Natürlich weiß man aufgrund des Machers und des Themas,
das hier nicht alles so sein kann, wie es auf den ersten
Blick scheint,
und dies versucht der Film, der selbst den drei Akten der
Illusion
folgt, ja auch
gar nicht zu verhehlen. Wenn es dann aber zum
titelgebenden Prestige
mit den entsprechenden plot twists und Überraschungen
kommt,
ist man entweder erstaunt - oder man hatte schon gewisse
Ahnungen,
die man nun abgleichen kann. Wer nämlich Michael Caines
Rat
folgt ("Schauen Sie genau hin"), besonders in Bezug auf
eine relativ wichtige Nebenfigur, der wird eine der
zentralen Mysterien
des Films schon vor der Enthüllung lösen und dem
Kinomagier
Nolan ein kleines Schnäppchen schlagen können.

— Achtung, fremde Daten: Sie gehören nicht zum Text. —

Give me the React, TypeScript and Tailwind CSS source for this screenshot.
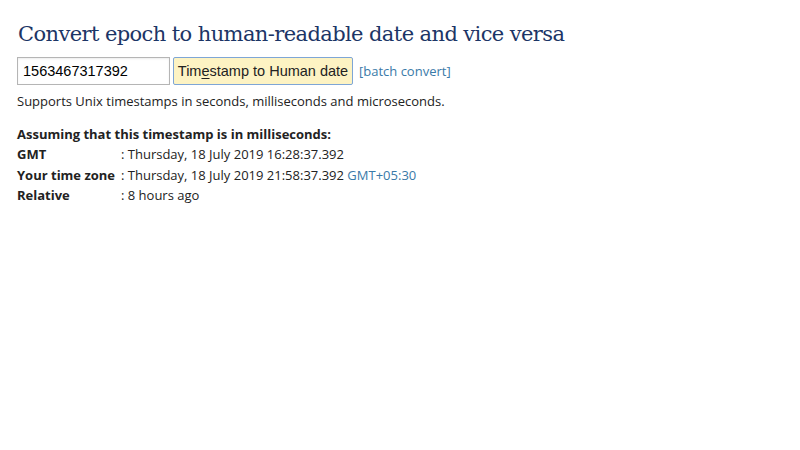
export default function App() {
  return (
    <div className="w-[800px] h-[450px] bg-white text-[#222] font-['Open_Sans',sans-serif] text-[13px] leading-[20.5px]">
      <div className="pl-[17px] pt-[19px]">
        <h1 className="font-['DejaVu_Serif',serif] text-[21px] leading-[30px] text-[#1c3566] pl-px tracking-[-0.6px]">
          Convert epoch to human-readable date and vice versa
        </h1>
        <div className="flex items-center mt-[8px] h-[28px]">
          <input
            defaultValue="1563467317392"
            className="w-[153px] h-[28px] border border-[#b5b5b5] px-[5px] font-['Liberation_Sans',sans-serif] text-[14.5px] text-black shadow-[inset_0_1px_2px_rgba(0,0,0,0.08)] outline-none"
          />
          <button className="ml-[3px] w-[180px] h-[28px] border border-[#7ea6d6] bg-[#fdf3c3] rounded-[2px] font-['Liberation_Sans',sans-serif] text-[14.5px] text-[#222]">
            Tim<span className="underline underline-offset-2">e</span>stamp to Human date
          </button>
          <a className="ml-[6px] text-[#3a7aa8]">[batch convert]</a>
        </div>
        <p className="mt-[6px]">Supports Unix timestamps in seconds, milliseconds and microseconds.</p>
        <div className="mt-[12px]">
          <div className="font-bold">Assuming that this timestamp is in milliseconds:</div>
          <div className="flex">
            <span className="w-[104px] font-bold whitespace-nowrap">GMT</span>
            <span>: Thursday, 18 July 2019 16:28:37.392</span>
          </div>
          <div className="flex">
            <span className="w-[104px] font-bold whitespace-nowrap">Your time zone</span>
            <span>
              : Thursday, 18 July 2019 21:58:37.392 <span className="text-[#3a7aa8]">GMT+05:30</span>
            </span>
          </div>
          <div className="flex">
            <span className="w-[104px] font-bold whitespace-nowrap">Relative</span>
            <span>: 8 hours ago</span>
          </div>
        </div>
      </div>
    </div>
  );
}
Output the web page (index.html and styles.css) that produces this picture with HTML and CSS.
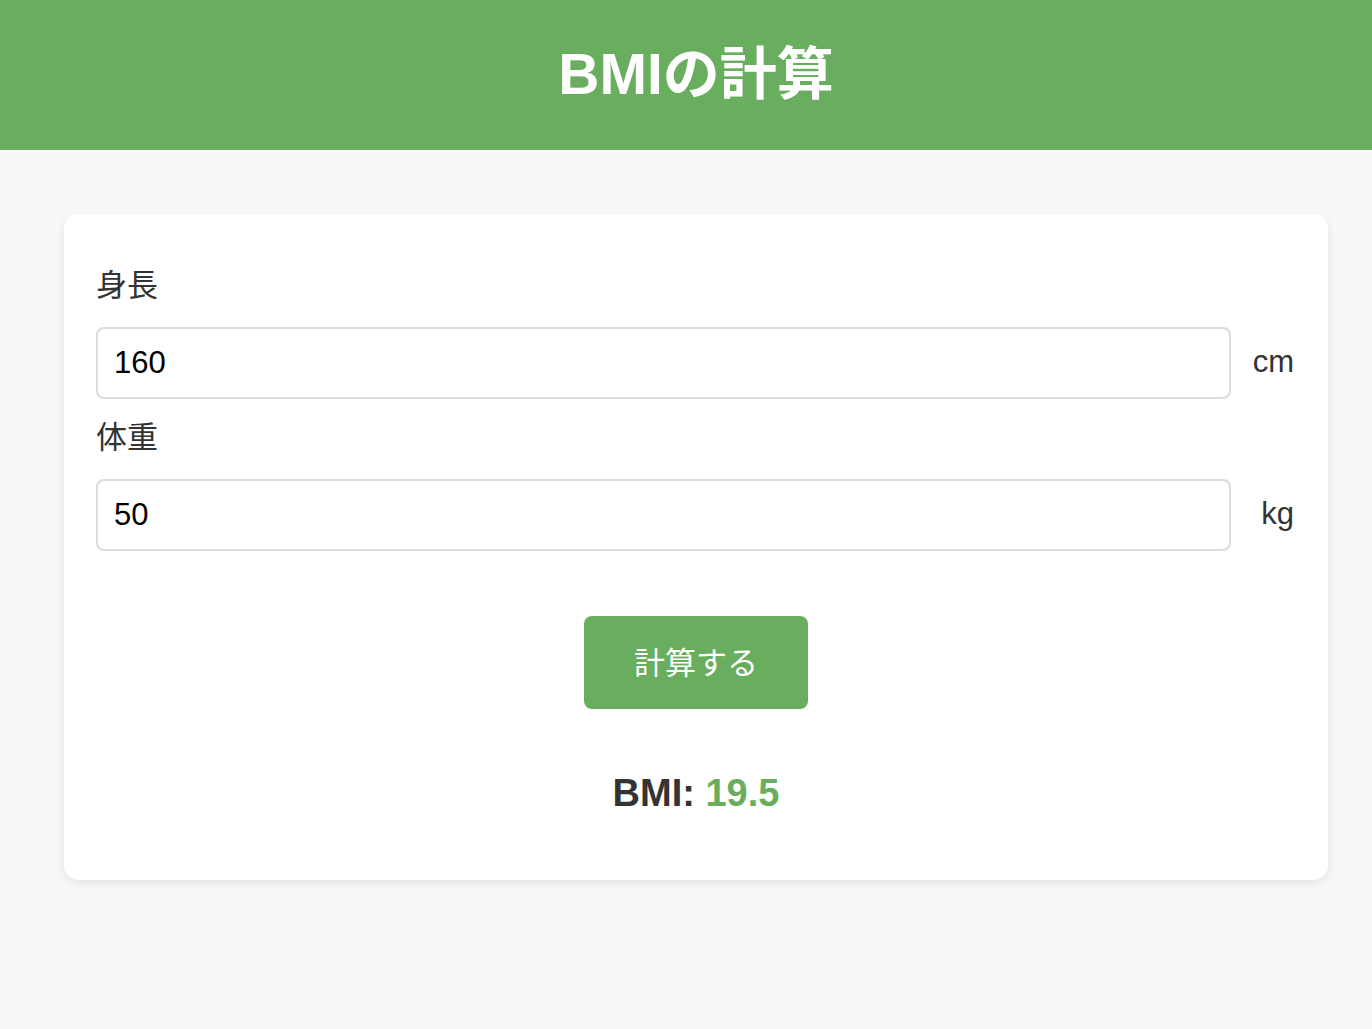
FILE: index.html
```html
<!DOCTYPE html>
<html lang="ja">
<head>
<meta charset="utf-8">
<title>BMIの計算</title>
<link rel="stylesheet" href="styles.css">
</head>
<body>
<header class="header">
  <h1 class="title">BMIの計算</h1>
</header>
<main class="main">
  <section class="card">
    <div class="group">
      <label class="label" for="height">身長</label>
      <div class="row">
        <input class="field" id="height" type="text" value="160">
        <span class="unit">cm</span>
      </div>
    </div>
    <div class="group">
      <label class="label" for="weight">体重</label>
      <div class="row">
        <input class="field" id="weight" type="text" value="50">
        <span class="unit">kg</span>
      </div>
    </div>
    <div class="actions">
      <button class="btn" type="button">計算する</button>
    </div>
    <p class="result">BMI: <span class="value">19.5</span></p>
  </section>
</main>
</body>
</html>
```
FILE: styles.css
```css
* { box-sizing: border-box; }
body {
  margin: 0;
  background: #f8f8f8;
  font-family: "Liberation Sans", "Noto Sans CJK JP", sans-serif;
  color: #333;
}
.header {
  background: #69ae5e;
  height: 150px;
  display: flex;
  align-items: center;
  justify-content: center;
  padding-left: 20px;
}
.title {
  margin: 0;
  color: #fff;
  font-size: 57px;
  font-weight: 700;
  line-height: 1;
  padding-bottom: 2px;
}
.main {
  padding: 64px 44px 64px 64px;
}
.card {
  background: #fff;
  border-radius: 14px;
  box-shadow: 0 3px 10px rgba(0,0,0,0.09);
  padding: 54px 32px 64px 32px;
}
.group {
  margin-bottom: 21px;
}
.label {
  display: block;
  font-size: 31px;
  line-height: 36px;
  margin-bottom: 23px;
  color: #333;
}
.row {
  display: flex;
  align-items: center;
}
.field {
  flex: 1;
  height: 72px;
  border: 2px solid #dcdcdc;
  border-radius: 8px;
  padding: 0 16px;
  font-family: "Liberation Sans", "Noto Sans CJK JP", sans-serif;
  font-size: 31px;
  color: #000;
  background: #fff;
  outline: none;
}
.unit {
  width: 63px;
  margin-right: 2px;
  text-align: right;
  font-size: 31px;
  color: #333;
  padding-bottom: 2px;
}
.actions {
  display: flex;
  justify-content: center;
  margin-top: 65px;
}
.btn {
  width: 224px;
  height: 93px;
  background: #69ae5e;
  color: #fff;
  border: none;
  border-radius: 8px;
  font-family: "Liberation Sans", "Noto Sans CJK JP", sans-serif;
  font-size: 31px;
  padding: 0 0 5px 0;
}
.result {
  margin: 61px 0 0;
  text-align: center;
  font-size: 38px;
  line-height: 46px;
  font-weight: 700;
  color: #333;
}
.value {
  color: #69ae5e;
}
```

Das Vergnügen schmälert dies aber in keinem Fall, dafür
ist die Geschichte viel zu schön umgesetzt, zu packend
gespielt
und zu sehr Teil seines Themas. Denn wie bei einem guten
Zaubertrick
weiß man ja nie: War's das jetzt oder kommt noch was? Sind
alle Tricks enthüllt oder plumpst irgendwo noch ein
Karnickel
aus einem Zylinder?
Allerdings wird man als Zuschauer einen plot twist zumindest diskutabel finden, der die Geschichte um das Handwerk von Illusionen in die Nähe der Science-Fiction rückt. Oder vielleicht doch nicht? Ist dies vielleicht auch nur Teil der Illusion, Teil des Tricks? Dem "Prestige" gelingt etwas, was Mainstream-Filmen aus Hollywood selten gelingt: Noch Tage nach dem Abspann kann man den Film rekonstruieren, gewisse Interpretationen hin- und herschieben und sich überhaupt ausgiebig mit Film und Thema beschäftigen. Intelligente, fesselnde und absolut makellos umgesetzte Kinounterhaltung - das sieht man in dieser Kombination leider nur all zu selten und deshalb darf man dem "Prestige" gleich mal ein dickes Lob aussprechen und ihn küren: Zum ersten wirklichen Prestigeobjekt des Kinojahres 2007, bei dem Ansehen Pflicht ist.